━━━━━ Given records ━━━━━
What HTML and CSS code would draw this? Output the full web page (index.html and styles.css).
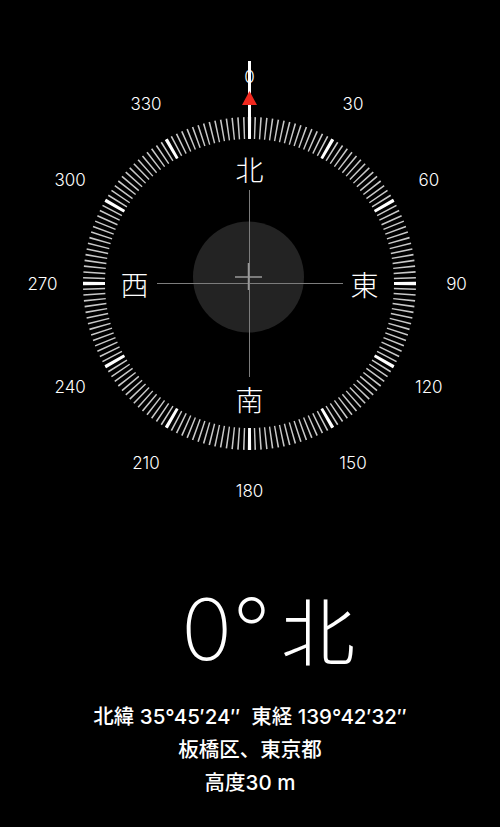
FILE: index.html
```html
<!DOCTYPE html>
<html lang="ja">
<head>
    <meta charset="UTF-8">
    <meta name="viewport" content="width=device-width, initial-scale=1.0">
    <title>コンパス</title>
    <link rel="stylesheet" href="styles.css">
</head>
<body>

<div class="compass">
    <svg class="dial" width="500" height="520" viewBox="0 0 500 520">
        <!-- tick ring: one dash every 2 degrees, heavy dash every 30 -->
        <circle class="ticks-minor" cx="249.5" cy="283.5" r="155.5" pathLength="360"/>
        <circle class="ticks-major" cx="249.5" cy="283.5" r="155.5" pathLength="360"/>

        <!-- level bubble -->
        <circle class="bubble" cx="248.5" cy="277" r="55.5"/>
        <line class="cross" x1="157" y1="283.5" x2="343" y2="283.5"/>
        <line class="cross" x1="249.5" y1="190" x2="249.5" y2="377"/>
        <line class="bubble-cross" x1="235" y1="277" x2="262" y2="277"/>
        <line class="bubble-cross" x1="248.5" y1="263" x2="248.5" y2="290"/>

        <text class="deg" x="249.5" y="76.5">0</text>
        <text class="deg" x="353" y="104">30</text>
        <text class="deg" x="428.8" y="180">60</text>
        <text class="deg" x="456.5" y="283.5">90</text>
        <text class="deg" x="428.8" y="387">120</text>
        <text class="deg" x="353" y="462.8">150</text>
        <text class="deg" x="249.5" y="490.5">180</text>
        <text class="deg" x="146" y="462.8">210</text>
        <text class="deg" x="70.2" y="387">240</text>
        <text class="deg" x="42.5" y="283.5">270</text>
        <text class="deg" x="70.2" y="180">300</text>
        <text class="deg" x="146" y="104">330</text>

        <text class="cardinal" x="249.5" y="168.5">北</text>
        <text class="cardinal" x="364.5" y="283.5">東</text>
        <text class="cardinal" x="249.5" y="398.5">南</text>
        <text class="cardinal" x="134.5" y="283.5">西</text>

        <!-- heading marker -->
        <rect class="needle" x="248" y="61" width="3" height="77"/>
        <polygon class="pointer" points="249.5,91 242,105 257,105"/>
    </svg>
</div>

<div class="heading">
    <span class="heading-deg">0°</span>
    <span class="heading-dir">北</span>
</div>

<div class="location">
    <p>北緯 35°45′24″&nbsp;&nbsp;東経 139°42′32″</p>
    <p>板橋区、東京都</p>
    <p>高度30 m</p>
</div>

</body>
</html>
```

FILE: styles.css
```css
* {
    margin: 0;
    padding: 0;
    box-sizing: border-box;
}

body {
    background-color: #000;
    color: #fff;
    width: 500px;
    height: 827px;
    overflow: hidden;
    font-family: Inter, "Noto Sans CJK JP", sans-serif;
}

.compass {
    height: 520px;
}

.dial {
    display: block;
}

.ticks-minor {
    fill: none;
    stroke: #c8c8c8;
    stroke-width: 22;
    stroke-dasharray: 0.55 1.45;
    stroke-dashoffset: 0.275;
}

.ticks-major {
    fill: none;
    stroke: #fff;
    stroke-width: 22;
    stroke-dasharray: 1.15 28.85;
    stroke-dashoffset: 0.575;
}

.bubble {
    fill: #232323;
}

.cross {
    stroke: #7c7c7c;
    stroke-width: 1;
}

.bubble-cross {
    stroke: #9a9a9a;
    stroke-width: 1.5;
}

.deg {
    fill: #fff;
    font-family: Inter, sans-serif;
    font-size: 17px;
    font-weight: 300;
    text-anchor: middle;
    dominant-baseline: central;
}

.cardinal {
    fill: #fff;
    font-family: "Noto Sans CJK JP", sans-serif;
    font-size: 28px;
    font-weight: 300;
    text-anchor: middle;
    dominant-baseline: central;
}

.needle {
    fill: #fff;
}

.pointer {
    fill: #f0281e;
}

.heading {
    display: flex;
    justify-content: center;
    align-items: baseline;
    gap: 10px;
    height: 170px;
    padding-top: 67px;
    padding-left: 36px;
    font-weight: 200;
}

.heading-deg {
    font-family: Inter, sans-serif;
    font-size: 85px;
    line-height: 1;
}

.heading-dir {
    font-family: "Noto Sans CJK JP", sans-serif;
    font-size: 74px;
    line-height: 1;
}

.location {
    text-align: center;
    font-size: 20.5px;
    font-weight: 500;
    line-height: 33px;
    margin-top: 10px;
}
```
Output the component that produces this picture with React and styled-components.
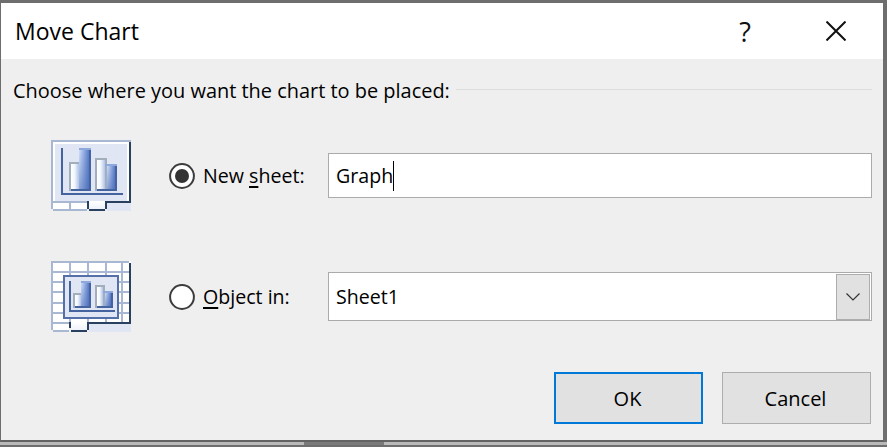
━━━━━
### Goal
Take the listing and print it again exactly, but without any pictures.

### Result for this exercise
What HTML and CSS code would draw this? Output the full web page (index.html and styles.css).
FILE: index.html
```html
<!DOCTYPE html>
<html lang="ja">
<head>
    <meta charset="UTF-8">
    <meta name="viewport" content="width=device-width, initial-scale=1.0">
    <title>コンパス</title>
    <link rel="stylesheet" href="styles.css">
</head>
<body>

<div class="compass">
    <svg class="dial" width="500" height="520" viewBox="0 0 500 520">
        <!-- tick ring: one dash every 2 degrees, heavy dash every 30 -->
        <circle class="ticks-minor" cx="249.5" cy="283.5" r="155.5" pathLength="360"/>
        <circle class="ticks-major" cx="249.5" cy="283.5" r="155.5" pathLength="360"/>

        <!-- level bubble -->
        <circle class="bubble" cx="248.5" cy="277" r="55.5"/>
        <line class="cross" x1="157" y1="283.5" x2="343" y2="283.5"/>
        <line class="cross" x1="249.5" y1="190" x2="249.5" y2="377"/>
        <line class="bubble-cross" x1="235" y1="277" x2="262" y2="277"/>
        <line class="bubble-cross" x1="248.5" y1="263" x2="248.5" y2="290"/>

        <text class="deg" x="249.5" y="76.5">0</text>
        <text class="deg" x="353" y="104">30</text>
        <text class="deg" x="428.8" y="180">60</text>
        <text class="deg" x="456.5" y="283.5">90</text>
        <text class="deg" x="428.8" y="387">120</text>
        <text class="deg" x="353" y="462.8">150</text>
        <text class="deg" x="249.5" y="490.5">180</text>
        <text class="deg" x="146" y="462.8">210</text>
        <text class="deg" x="70.2" y="387">240</text>
        <text class="deg" x="42.5" y="283.5">270</text>
        <text class="deg" x="70.2" y="180">300</text>
        <text class="deg" x="146" y="104">330</text>

        <text class="cardinal" x="249.5" y="168.5">北</text>
        <text class="cardinal" x="364.5" y="283.5">東</text>
        <text class="cardinal" x="249.5" y="398.5">南</text>
        <text class="cardinal" x="134.5" y="283.5">西</text>

        <!-- heading marker -->
        <rect class="needle" x="248" y="61" width="3" height="77"/>
        <polygon class="pointer" points="249.5,91 242,105 257,105"/>
    </svg>
</div>

<div class="heading">
    <span class="heading-deg">0°</span>
    <span class="heading-dir">北</span>
</div>

<div class="location">
    <p>北緯 35°45′24″&nbsp;&nbsp;東経 139°42′32″</p>
    <p>板橋区、東京都</p>
    <p>高度30 m</p>
</div>

</body>
</html>
```

FILE: styles.css
```css
* {
    margin: 0;
    padding: 0;
    box-sizing: border-box;
}

body {
    background-color: #000;
    color: #fff;
    width: 500px;
    height: 827px;
    overflow: hidden;
    font-family: Inter, "Noto Sans CJK JP", sans-serif;
}

.compass {
    height: 520px;
}

.dial {
    display: block;
}

.ticks-minor {
    fill: none;
    stroke: #c8c8c8;
    stroke-width: 22;
    stroke-dasharray: 0.55 1.45;
    stroke-dashoffset: 0.275;
}

.ticks-major {
    fill: none;
    stroke: #fff;
    stroke-width: 22;
    stroke-dasharray: 1.15 28.85;
    stroke-dashoffset: 0.575;
}

.bubble {
    fill: #232323;
}

.cross {
    stroke: #7c7c7c;
    stroke-width: 1;
}

.bubble-cross {
    stroke: #9a9a9a;
    stroke-width: 1.5;
}

.deg {
    fill: #fff;
    font-family: Inter, sans-serif;
    font-size: 17px;
    font-weight: 300;
    text-anchor: middle;
    dominant-baseline: central;
}

.cardinal {
    fill: #fff;
    font-family: "Noto Sans CJK JP", sans-serif;
    font-size: 28px;
    font-weight: 300;
    text-anchor: middle;
    dominant-baseline: central;
}

.needle {
    fill: #fff;
}

.pointer {
    fill: #f0281e;
}

.heading {
    display: flex;
    justify-content: center;
    align-items: baseline;
    gap: 10px;
    height: 170px;
    padding-top: 67px;
    padding-left: 36px;
    font-weight: 200;
}

.heading-deg {
    font-family: Inter, sans-serif;
    font-size: 85px;
    line-height: 1;
}

.heading-dir {
    font-family: "Noto Sans CJK JP", sans-serif;
    font-size: 74px;
    line-height: 1;
}

.location {
    text-align: center;
    font-size: 20.5px;
    font-weight: 500;
    line-height: 33px;
    margin-top: 10px;
}
```
Output the component that produces this picture with React and styled-components.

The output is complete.